Bowditch takes every chance he gets to head out in search of the high quality Victorian seafood.
'I get out as often as I can, weather permitting and the races permitting as well,' Bowditch said.
'If the weather is good and I've got the day out, I'm happy to head out.
'A lot of people get water up their nose and start panicking.
'I bought a boat when I was up at the Gold Coast and I didn't even know how to put the boat in the water.
'I got into it that way and a good mate of mine in Adelaide, a horse trainer named Darryl Carrison, he's an abalone diver and he took me out and showed me how to do it.
'I've had a passion for it ever since.'
Bowditch doesn't seek abalone as he 'doesn't know how to cook it properly and it ends up like eating a gumboot' but delicacies such as mussels, crayfish and scallops often land in his bag.

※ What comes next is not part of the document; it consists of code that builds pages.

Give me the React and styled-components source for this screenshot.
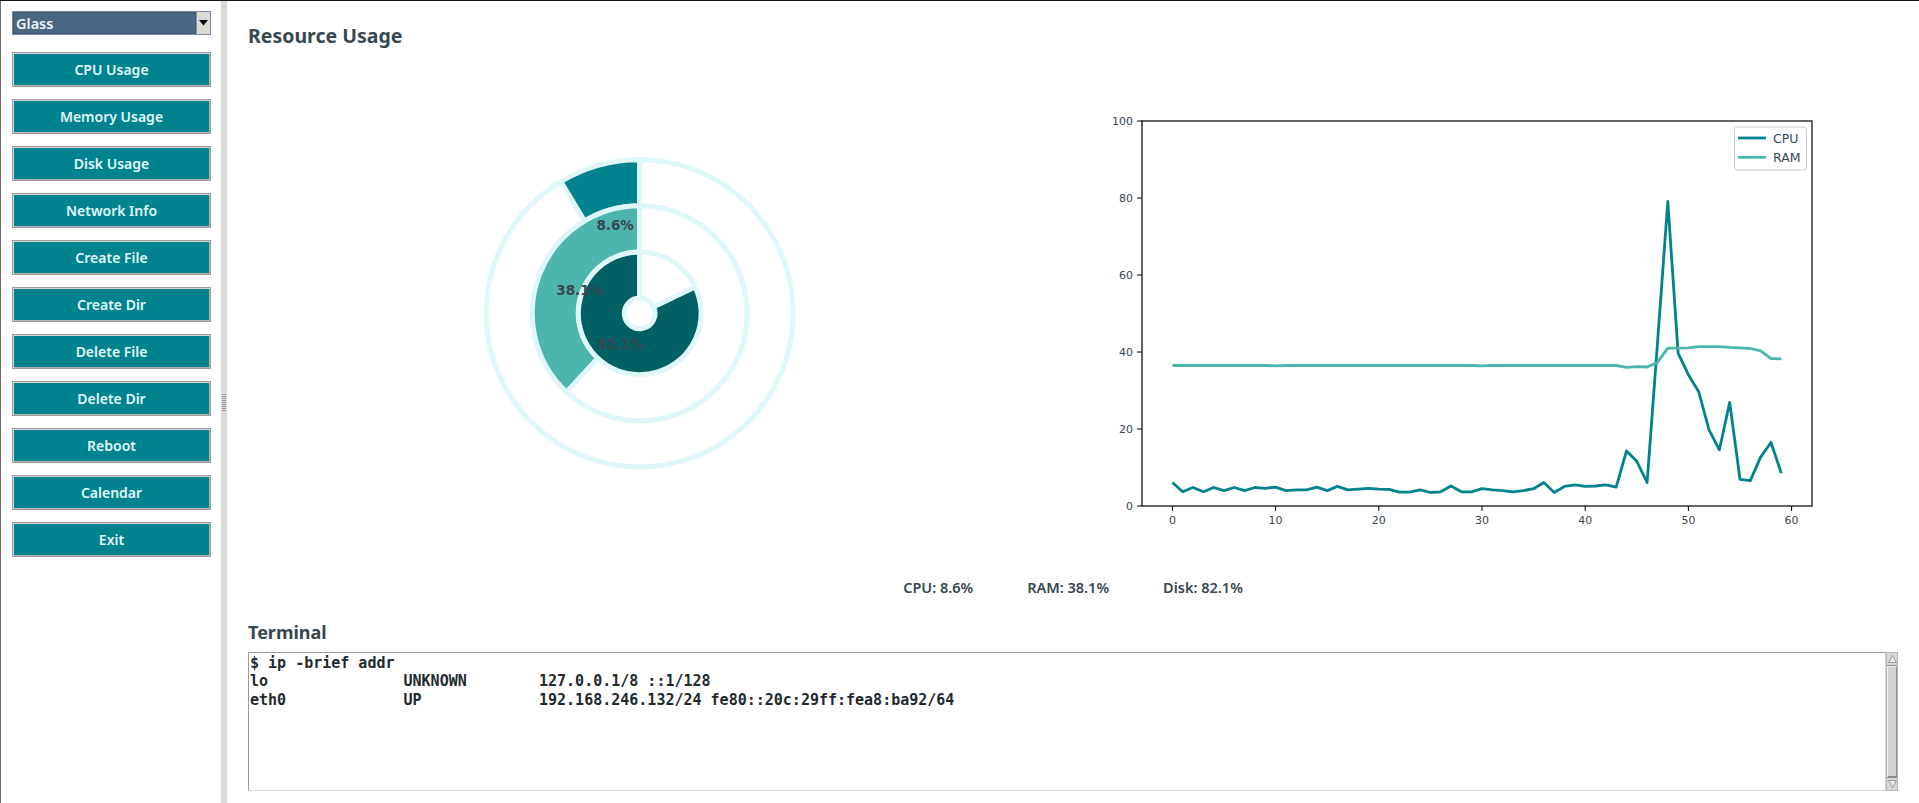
import React from 'react';
import styled, { createGlobalStyle } from 'styled-components';

const Global = createGlobalStyle`
  html, body { margin: 0; padding: 0; background: #ffffff; }
  body { overflow: hidden; }
  #root { width: 1919px; height: 803px; }
`;

const Window = styled.div`
  width: 1919px;
  height: 803px;
  box-sizing: border-box;
  border-top: 1px solid #141414;
  display: flex;
  background: #ffffff;
  font-family: "Noto Sans", "DejaVu Sans", sans-serif;
`;

const Sidebar = styled.aside`
  width: 221px;
  flex: none;
  box-sizing: border-box;
  border-left: 1px solid #6e6e6e;
  padding: 10px 0 0 11px;
  display: flex;
  flex-direction: column;
  gap: 12px;
`;

const Select = styled.div`
  width: 199px;
  height: 24px;
  box-sizing: border-box;
  display: flex;
  margin-bottom: 5px;
  border: 1px solid #7d8c9c;
`;

const SelectValue = styled.div`
  flex: 1;
  background: #4a6683;
  box-shadow: inset 0 0 0 1px #3e5873;
  color: #eef3f7;
  font-size: 14.5px;
  font-weight: 600;
  line-height: 22px;
  padding-left: 3px;
`;

const SelectArrow = styled.div`
  width: 13px;
  background: #dcdad5;
  border-left: 1px solid #8e9aa6;
  display: flex;
  align-items: center;
  justify-content: center;
`;

const NavButton = styled.button`
  width: 199px;
  height: 35px;
  box-sizing: border-box;
  background: #00838f;
  color: #e0f7fa;
  border: 1px solid #9c9c9c;
  box-shadow: inset 1px 1px 0 #d6d6d6, inset -1px -1px 0 #b4b4b4;
  font-family: "Noto Sans", sans-serif;
  font-size: 14px;
  font-weight: 600;
  padding: 0;
  cursor: pointer;
`;

const Sash = styled.div`
  width: 6px;
  flex: none;
  background: #dcdad5;
  display: flex;
  flex-direction: column;
  align-items: center;
  padding-top: 393px;
  box-sizing: border-box;
`;

const Grip = styled.div`
  width: 4px;
  height: 18px;
  background: repeating-linear-gradient(
    to bottom,
    #9d9a93 0px,
    #9d9a93 1px,
    transparent 1px,
    transparent 2px
  );
`;

const Main = styled.main`
  flex: 1;
  min-width: 0;
  padding: 0 21px;
  display: flex;
  flex-direction: column;
`;

const Title = styled.h1`
  margin: 22px 0 0;
  font-size: 19.5px;
  line-height: 26px;
  font-weight: 700;
  color: #37474f;
`;

const ChartsRow = styled.div`
  margin-top: 11px;
  height: 510px;
  display: flex;
`;

const ChartSvg = styled.svg`
  display: block;
  flex: none;
`;

const Stats = styled.div`
  height: 34px;
  display: flex;
  align-items: center;
  justify-content: center;
  gap: 54px;
  font-size: 14.5px;
  font-weight: 600;
  color: #37474f;
`;

const SectionTitle = styled.h2`
  margin: 16px 0 0;
  font-size: 18px;
  line-height: 24px;
  font-weight: 700;
  color: #37474f;
`;

const TerminalWrap = styled.div`
  margin-top: 8px;
  height: 139px;
  display: flex;
`;

const TerminalText = styled.pre`
  flex: 1;
  margin: 0;
  box-sizing: border-box;
  border: 1px solid;
  border-color: #9a9a9a #d6d6d6 #d6d6d6 #9a9a9a;
  padding: 1px 0 0 1px;
  font-family: "DejaVu Sans Mono", "Liberation Mono", monospace;
  font-size: 15px;
  font-weight: 700;
  line-height: 18.4px;
  color: #1e2a30;
  background: #ffffff;
  overflow: hidden;
`;

const Scrollbar = styled.div`
  width: 12px;
  flex: none;
  box-sizing: border-box;
  background: #d9d9d9;
  border: 1px solid #b5b5b5;
  display: flex;
  flex-direction: column;
`;

const ScrollArrow = styled.div`
  height: 12px;
  flex: none;
  display: flex;
  align-items: center;
  justify-content: center;
  background: #d9d9d9;
  border-bottom: ${(p) => (p.$down ? 'none' : '1px solid #8c8c8c')};
  border-top: ${(p) => (p.$down ? '1px solid #8c8c8c' : 'none')};
`;

const ScrollThumb = styled.div`
  flex: 1;
  background: #d4d4d4;
  box-shadow: inset 1px 1px 0 #f2f2f2, inset -1px -1px 0 #8c8c8c;
`;

/* ---------- Donut chart ---------- */
const CX = 639.7;
const CY = 313.3;
const R = 153.5;
const EDGE = '#e0f7fa';

function pt(r, a) {
  const t = (a * Math.PI) / 180;
  return [CX + r * Math.cos(t), CY - r * Math.sin(t)];
}

function wedge(r1, r0, a0, a1) {
  const large = a1 - a0 > 180 ? 1 : 0;
  const [x1, y1] = pt(r1, a0);
  const [x2, y2] = pt(r1, a1);
  const [x3, y3] = pt(r0, a1);
  const [x4, y4] = pt(r0, a0);
  return `M${x1} ${y1} A${r1} ${r1} 0 ${large} 0 ${x2} ${y2} L${x3} ${y3} A${r0} ${r0} 0 ${large} 1 ${x4} ${y4} Z`;
}

const rings = [
  { value: 8.6, radius: 1, color: '#00838f' },
  { value: 38.1, radius: 0.7, color: '#4db6ac' },
  { value: 82.1, radius: 0.4, color: '#006064' },
];

function Donut() {
  return (
    <ChartSvg width="812" height="510" viewBox="248 60 812 510">
      {rings.map((ring) => {
        const r1 = ring.radius * R;
        const r0 = r1 - 0.3 * R;
        const end = 90 + ring.value * 3.6;
        return (
          <g key={ring.value} stroke={EDGE} strokeWidth="5" strokeLinejoin="miter">
            <path d={wedge(r1, r0, 90, end)} fill={ring.color} />
            <path d={wedge(r1, r0, end, 450)} fill="#ffffff" />
          </g>
        );
      })}
      {rings.map((ring) => {
        const mid = 90 + ring.value * 1.8;
        const [x, y] = pt(0.6 * ring.radius * R, mid);
        return (
          <text
            key={'t' + ring.value}
            x={x}
            y={y}
            textAnchor="middle"
            dominantBaseline="central"
            fontFamily="'DejaVu Sans', sans-serif"
            fontWeight="700"
            fontSize="13.5"
            fill="#37474f"
          >
            {ring.value}%
          </text>
        );
      })}
    </ChartSvg>
  );
}

/* ---------- Line chart ---------- */
const cpu = [
  6.1, 3.7, 4.8, 3.7, 4.8, 4.0, 4.8, 4.0, 4.8, 4.6,
  4.9, 4.0, 4.2, 4.2, 4.9, 4.0, 5.1, 4.2, 4.4, 4.6,
  4.4, 4.3, 3.6, 3.6, 4.2, 3.5, 3.7, 5.2, 3.7, 3.7,
  4.5, 4.2, 4.0, 3.7, 4.0, 4.5, 6.1, 3.5, 5.1, 5.5,
  5.1, 5.2, 5.5, 4.9, 14.3, 11.6, 6.1, 42.0, 79.1, 39.7,
  34.1, 29.7, 19.8, 14.6, 26.9, 6.9, 6.6, 12.7, 16.5, 8.5,
];
const ram = [
  36.5, 36.5, 36.5, 36.5, 36.5, 36.5, 36.5, 36.5, 36.5, 36.5,
  36.4, 36.5, 36.5, 36.5, 36.5, 36.5, 36.5, 36.5, 36.5, 36.5,
  36.5, 36.5, 36.5, 36.5, 36.5, 36.5, 36.5, 36.5, 36.5, 36.5,
  36.4, 36.5, 36.5, 36.5, 36.5, 36.5, 36.5, 36.5, 36.5, 36.5,
  36.5, 36.5, 36.5, 36.5, 36.0, 36.2, 36.1, 37.3, 41.0, 41.0,
  41.1, 41.4, 41.4, 41.4, 41.2, 41.1, 40.9, 40.3, 38.3, 38.2,
];

const AX = { left: 1142, right: 1812, top: 121, bottom: 506 };
const xOf = (i) => 1172.4 + i * 10.32;
const yOf = (v) => AX.bottom - (v / 100) * (AX.bottom - AX.top);
const poly = (arr) => arr.map((v, i) => `${xOf(i).toFixed(1)},${yOf(v).toFixed(1)}`).join(' ');

const tickText = {
  fontFamily: "'DejaVu Sans', sans-serif",
  fontSize: 11,
  fill: '#37474f',
};

function LineChart() {
  const yTicks = [0, 20, 40, 60, 80, 100];
  const xTicks = [0, 10, 20, 30, 40, 50, 60];
  return (
    <ChartSvg width="838" height="510" viewBox="1060 60 838 510">
      <rect
        x={AX.left}
        y={AX.top}
        width={AX.right - AX.left}
        height={AX.bottom - AX.top}
        fill="#ffffff"
        stroke="#000"
        strokeWidth="1.2"
      />
      {yTicks.map((t) => (
        <g key={'y' + t}>
          <line x1={AX.left - 5} x2={AX.left} y1={yOf(t)} y2={yOf(t)} stroke="#000" strokeWidth="1" />
          <text x={AX.left - 9} y={yOf(t)} textAnchor="end" dominantBaseline="central" {...tickText}>
            {t}
          </text>
        </g>
      ))}
      {xTicks.map((t) => (
        <g key={'x' + t}>
          <line x1={xOf(t)} x2={xOf(t)} y1={AX.bottom} y2={AX.bottom + 5} stroke="#000" strokeWidth="1" />
          <text x={xOf(t)} y={AX.bottom + 14} textAnchor="middle" dominantBaseline="central" {...tickText}>
            {t}
          </text>
        </g>
      ))}
      <polyline points={poly(cpu)} fill="none" stroke="#00838f" strokeWidth="2.8" strokeLinejoin="round" />
      <polyline points={poly(ram)} fill="none" stroke="#4db6ac" strokeWidth="2.8" strokeLinejoin="round" />
      <rect x="1734.5" y="127" width="72" height="43" rx="3" fill="#ffffff" fillOpacity="0.8" stroke="#cccccc" strokeWidth="1" />
      <line x1="1738" x2="1766" y1="138" y2="138" stroke="#00838f" strokeWidth="2.8" />
      <line x1="1738" x2="1766" y1="157.3" y2="157.3" stroke="#4db6ac" strokeWidth="2.8" />
      <text x="1773" y="138" dominantBaseline="central" {...tickText} fontSize="12.5">CPU</text>
      <text x="1773" y="157.3" dominantBaseline="central" {...tickText} fontSize="12.5">RAM</text>
    </ChartSvg>
  );
}

const menu = [
  'CPU Usage',
  'Memory Usage',
  'Disk Usage',
  'Network Info',
  'Create File',
  'Create Dir',
  'Delete File',
  'Delete Dir',
  'Reboot',
  'Calendar',
  'Exit',
];

const terminalOutput = `$ ip -brief addr
lo               UNKNOWN        127.0.0.1/8 ::1/128
eth0             UP             192.168.246.132/24 fe80::20c:29ff:fea8:ba92/64`;

export default function App() {
  return (
    <>
      <Global />
      <Window>
        <Sidebar>
          <Select>
            <SelectValue>Glass</SelectValue>
            <SelectArrow>
              <svg width="9" height="6" viewBox="0 0 9 6">
                <path d="M0 0 H9 L4.5 5.5 Z" fill="#000" />
              </svg>
            </SelectArrow>
          </Select>
          {menu.map((m) => (
            <NavButton key={m}>{m}</NavButton>
          ))}
        </Sidebar>
        <Sash>
          <Grip />
        </Sash>
        <Main>
          <Title>Resource Usage</Title>
          <ChartsRow>
            <Donut />
            <LineChart />
          </ChartsRow>
          <Stats>
            <span>CPU: 8.6%</span>
            <span>RAM: 38.1%</span>
            <span>Disk: 82.1%</span>
          </Stats>
          <SectionTitle>Terminal</SectionTitle>
          <TerminalWrap>
            <TerminalText>{terminalOutput}</TerminalText>
            <Scrollbar>
              <ScrollArrow>
                <svg width="9" height="8" viewBox="0 0 9 8">
                  <path d="M4.5 0.5 L8.5 7.5 H0.5 Z" fill="#ececec" stroke="#9a9a9a" strokeWidth="1" />
                </svg>
              </ScrollArrow>
              <ScrollThumb />
              <ScrollArrow $down>
                <svg width="9" height="8" viewBox="0 0 9 8">
                  <path d="M0.5 0.5 H8.5 L4.5 7.5 Z" fill="#ececec" stroke="#9a9a9a" strokeWidth="1" />
                </svg>
              </ScrollArrow>
            </Scrollbar>
          </TerminalWrap>
        </Main>
      </Window>
    </>
  );
}
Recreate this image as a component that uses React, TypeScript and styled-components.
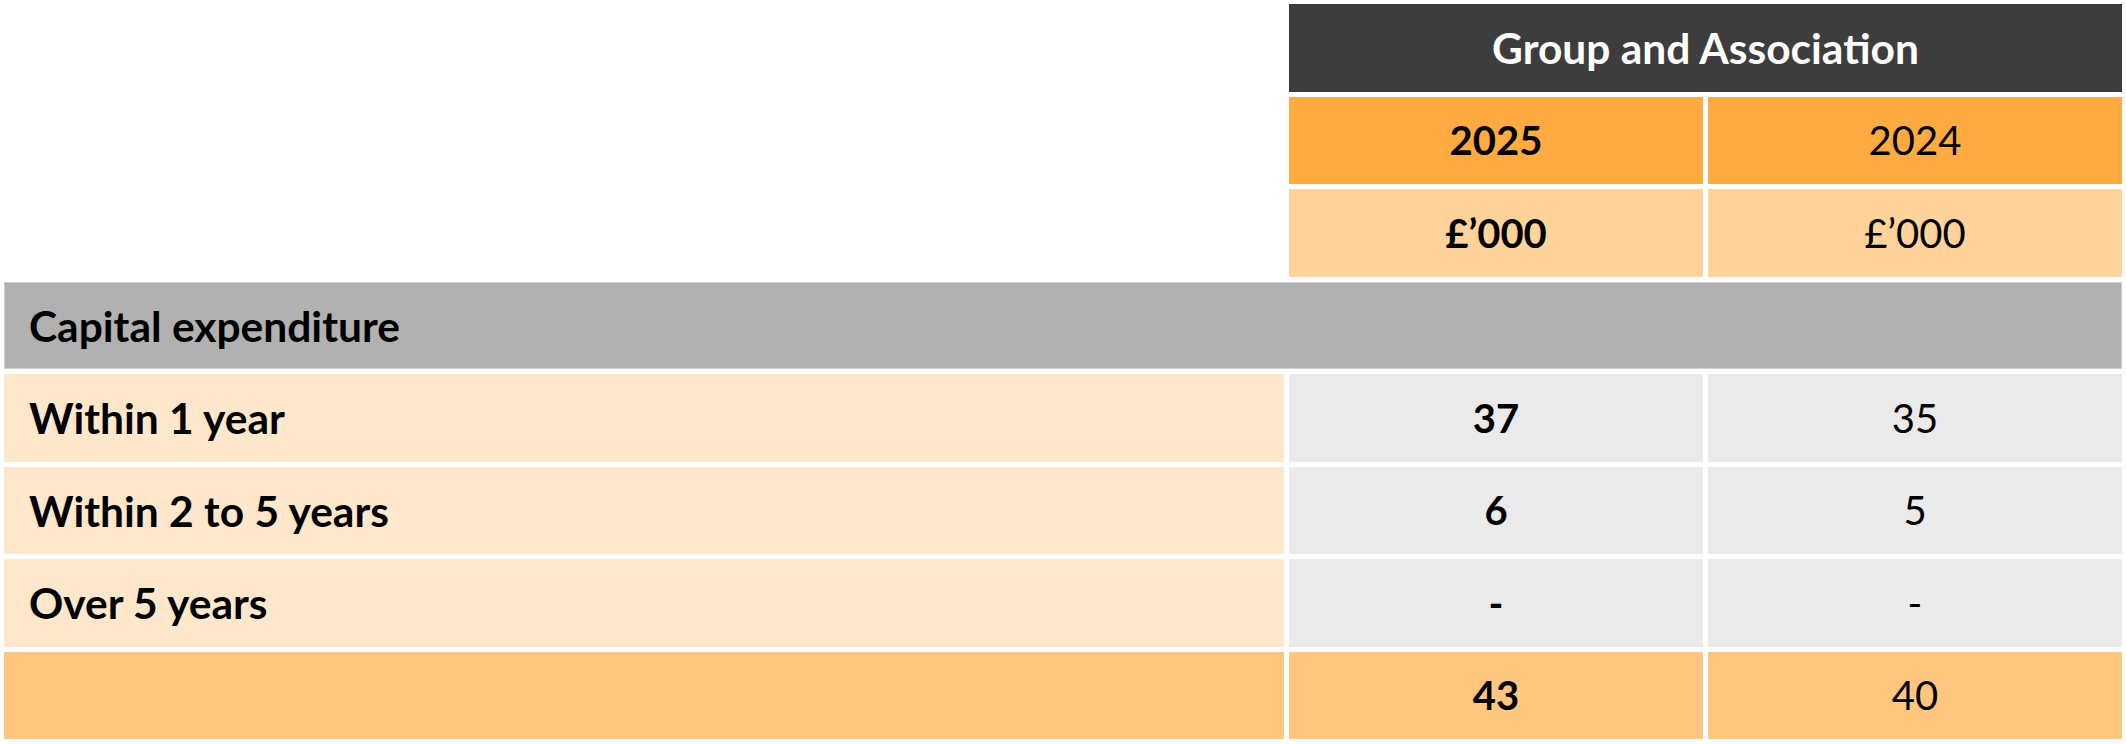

The 48-year-old doesn't use the whole scuba set-up but dives to the ocean bed using an air hose attached to his boat in which he dives with his cousin's husband, who has become one of his best mates.
Melbourne's winter is still no match for Bowditch's desire to dive in the ocean while a weight belt helps the lightweight rider get to the bottom.
'I run off a hook-up, a dive hose, so when we go for crays, we got out for crays, we're in anything between 20 or 30m of water,' Bowditch said.
'If we're chasing scallops, we're in four to six metres of water.
'I've got like a 7mm thick wetsuit so even now in the winter time, if the water was flat and the sun was out, I could still go out and not get cold in that wetsuit.
'My weight belt weighs as much as I do. When I'm out of the water, I'm flat out picking it up.
'Once I get it on and get in the water, I'm able to get down to the bottom.
'It would probably be 20 or 25kg of weight in the weight belt to help me get down to the bottom.'
While Bowditch is a vastly experienced diver, he said he still had to be extremely careful to stay safe while indulging in his passion.
'It's dangerous if you don't know what you're doing,' Bowditch said.
'If you come up too quick, you can get the bends pretty easily.
'You can even get the bends in four metres of water because you've still got the nitrogen running through your blood.
'You can either get the bends or getting an air bubble in the brain, which can kill you.'
But the development of culinary skills has been a pleasurable by-product of Bowditch's diving experiences.
'I've become a good cook on the barbie,' Bowditch said.
'Just before I went on holidays, I went out and got probably a dozen squid and feed of whiting and flathead.
'I catch plenty of scallops that I've learned about 15 different ways of cooking them.